La storia e la contingenza mondiale
Nessuno saprà mai esattamente quanta quota del vasto interesse mondiale suscitato da The Last Dance sia da addebitarsi alla contingenza di una pandemia che ha costretto a casa mezzo mondo, con un rinnovato e disperato bisogno di contenuti in streaming, non ultimi quelli offerti da piattaforme come Netflix o Prime Video.
Di certo, però, si può affermare che la materia e i personaggi trattati da questa serie cinedocumentaristica prodotta da Netflix, Espn Usa e lo stesso Jordan tocca direttamente la carne viva dei ricordi di tutta una generazione, persino tradizionalmente non interessata al basket, oltre che l’interesse e la curiosità di chi vorrà capire qualcosa in più di una pagina di storia sportiva e di una stella assoluta.
The Last Dance: non una semplice biografia
Cominciando questo articolo, però, precisiamo subito che non mi adopererò in una sorta di sinossi né, tantomeno, vi diremo come si svolgono i fatti, arcinoti o se, The Last Dance rappresenti una vera e propria biografia – di cui manca, se non il rigore delle fonti, il dovuto distacco del narratore dai personaggi narrati. O se, addirittura, si tratti di una sorta di agiografia, poiché la divinità rappresentata del nostro eroe nell’Olimpo del basket mondiale mai prescinde, durante tutta la serie, dalla sua involontariamente ostentata fisicità.
Un diario, non poche volte autentico
The Last Dance è un pezzo di diario.
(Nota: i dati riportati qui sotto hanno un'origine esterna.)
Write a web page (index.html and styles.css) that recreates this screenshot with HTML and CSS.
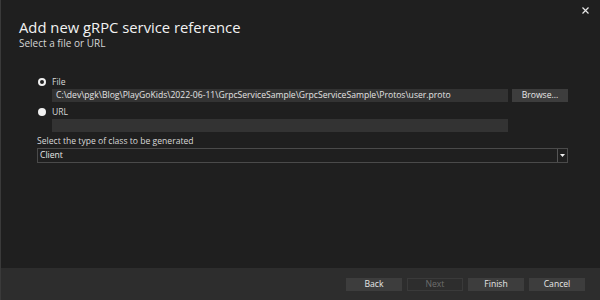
FILE: index.html
```html
<!DOCTYPE html>
<html lang="en">
<head>
  <meta charset="UTF-8">
  <title>Add new gRPC service reference</title>
  <link rel="stylesheet" href="styles.css">
</head>
<body>
  <div class="dialog">
    <div class="head">
      <div class="titles">
        <h1>Add new gRPC service reference</h1>
        <p class="subtitle">Select a file or URL</p>
      </div>
      <button class="close" aria-label="Close">
        <svg width="7" height="7" viewBox="0 0 7 7"><path d="M0.5 0.5 L6.5 6.5 M6.5 0.5 L0.5 6.5" stroke="#e8e8e8" stroke-width="1.2"/></svg>
      </button>
    </div>

    <div class="main">
      <label class="option">
        <span class="radio radio-ring"></span>
        <span>File</span>
      </label>
      <div class="field">
        <div class="input">C:\dev\pgk\Blog\PlayGoKids\2022-06-11\GrpcServiceSample\GrpcServiceSample\Protos\user.proto</div>
        <button class="btn">Browse...</button>
      </div>

      <label class="option option-url">
        <span class="radio radio-dot"></span>
        <span>URL</span>
      </label>
      <div class="field">
        <div class="input"></div>
      </div>

      <p class="type-label">Select the type of class to be generated</p>
      <div class="combo">
        <span class="combo-value">Client</span>
        <span class="drop">
          <svg width="5" height="3" viewBox="0 0 5 3"><path d="M0 0 H5 L2.5 3 Z" fill="#f0f0f0"/></svg>
        </span>
      </div>
    </div>

    <div class="footer">
      <button class="btn">Back</button>
      <button class="btn btn-disabled">Next</button>
      <button class="btn">Finish</button>
      <button class="btn">Cancel</button>
    </div>
  </div>
</body>
</html>
```

FILE: styles.css
```css
body {
  margin: 0;
  background: #1f1f1f;
  font-family: 'Open Sans', 'Noto Sans', sans-serif;
  color: #d8d8d8;
}

.dialog {
  width: 600px;
  height: 300px;
  box-sizing: border-box;
  border-left: 1px solid #3a3a3a;
  background: #1f1f1f;
  display: flex;
  flex-direction: column;
}

.head {
  display: flex;
  justify-content: space-between;
  padding-left: 18px;
}

.titles {
  padding-top: 17px;
}

h1 {
  margin: 0;
  font-size: 14.8px;
  font-weight: 400;
  line-height: 20px;
  color: #f2f2f2;
}

.subtitle {
  margin: 0;
  font-size: 10px;
  line-height: 12px;
  color: #d6d6d6;
}

.close {
  margin: 7px 11px 0 0;
  padding: 0;
  width: 7px;
  height: 7px;
  border: none;
  background: none;
  display: flex;
}

.main {
  flex: 1;
  padding: 27px 0 0 36px;
  font-size: 8.6px;
}

.option {
  display: flex;
  align-items: center;
  gap: 6px;
  height: 12px;
  font-size: 8.6px;
  color: #d8d8d8;
}

.option-url {
  margin-top: 4px;
}

.radio {
  width: 8px;
  height: 8px;
  box-sizing: border-box;
  border-radius: 50%;
  margin-left: 1px;
}

.radio-ring {
  border: 2px solid #f0f0f0;
  background: #1f1f1f;
}

.radio-dot {
  background: #f0f0f0;
}

.field {
  display: flex;
  gap: 4px;
  margin: 1px 0 0 15px;
}

.input {
  width: 456px;
  height: 13px;
  box-sizing: border-box;
  padding-left: 4px;
  background: #333333;
  font-size: 8.6px;
  line-height: 13px;
  color: #e4e4e4;
  white-space: nowrap;
  overflow: hidden;
}

.btn {
  width: 56px;
  height: 13px;
  padding: 0;
  border: 1px solid #3d3d3d;
  background: #3d3d3d;
  font-family: inherit;
  font-size: 8.6px;
  line-height: 11px;
  color: #e8e8e8;
}

.btn-disabled {
  background: #2d2d2d;
  border-color: #3a3a3a;
  color: #6e6e6e;
}

.type-label {
  margin: 3px 0 0;
  font-size: 8.6px;
  line-height: 12px;
  color: #d8d8d8;
}

.combo {
  margin-top: 1px;
  width: 531px;
  height: 15px;
  box-sizing: border-box;
  border: 1px solid #4a4a4a;
  display: flex;
}

.combo-value {
  flex: 1;
  padding-left: 2px;
  font-size: 8.6px;
  line-height: 13px;
  color: #e8e8e8;
}

.drop {
  width: 9px;
  border-left: 1px solid #555555;
  display: flex;
  align-items: center;
  justify-content: center;
}

.footer {
  height: 32px;
  box-sizing: border-box;
  padding: 10px 15px 0 0;
  background: #2d2d2d;
  display: flex;
  justify-content: flex-end;
  align-items: flex-start;
  gap: 5px;
}
```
Raccontato attraverso le testimonianze non poche volte sincere (il ché non significa obiettive) dei diretti interessati, ai quali la figura di Micheal Jordan, sebbene sovraordinata nella pagina storica che rimane anche fuori dal racconto qui in esame, funge da raccordo e sintesi.
Un’epopea irripetibile, alla quale peraltro sembrava di aver già assitito con l’interminabile sfida tra il Magic Johnson dei L.A. Lakers e il Larry Bird dei Boston Celtics di qualche anno prima dell’esordio di Jordan.
Jordan, Nba, due fenomeni improvvisamente globali
In questo diario, peraltro mai troppo ammantato della retorica che sembra pervadere ogni racconto spettacolare d’oltreceano, è proprio la scena Nba a cavallo tra la fine degli anni ’80 e quella degli anni ’90 che si racconta e confessa insieme allo stesso Jordan. Il perché di un destino nient’affatto scontato di un rookie classe ’63 e di come la sua esplosione cestistica e d’immagine abbia trascinato tutto un movimento, di colpo cresciuto anche all’estero, passando da sport per appassionati e specialisti di cose “amerikane” a spettacolo assoluto, di massa e globale.
Il titolo, l’ultimo giro, l’inzio e la fine del racconto
Inutile, dunque, soffermarsi su dettagli che facciano perdere di vista come ci si troverà di fronte a un racconto più semplice e senza fronzoli di quel che si potrebbe sospettare attorno al quindicennio più strabiliante della storia dello sport americano.
E d’altronde lo stesso titolo pone da subito le basi programmatiche del discorso. The last dance fu, infatti, l’ultimo dei titoli che il coach dei Chicago Bulls, Phil Jackson, era solito assegnare alle varie stagioni che la sua squadra avrebbe affrontato.
Tutto, dunque, comincia nel racconto proprio dalla fine, per fare un giro enorme, avanti e indietro, tra le varie stagioni, dentro e fuori il rettangolo di gioco e dalla vita di Jordan e pochi altri (Pippen, Rodman, Kerr). E l’ultimo ballo altro non sarebbe stato che l’ultomo giro di quella triplice esperienza: i leggendari Chicago Bulls, una Nba stellare, il cestista e forse lo sportivo più grande (e ricco) della storia.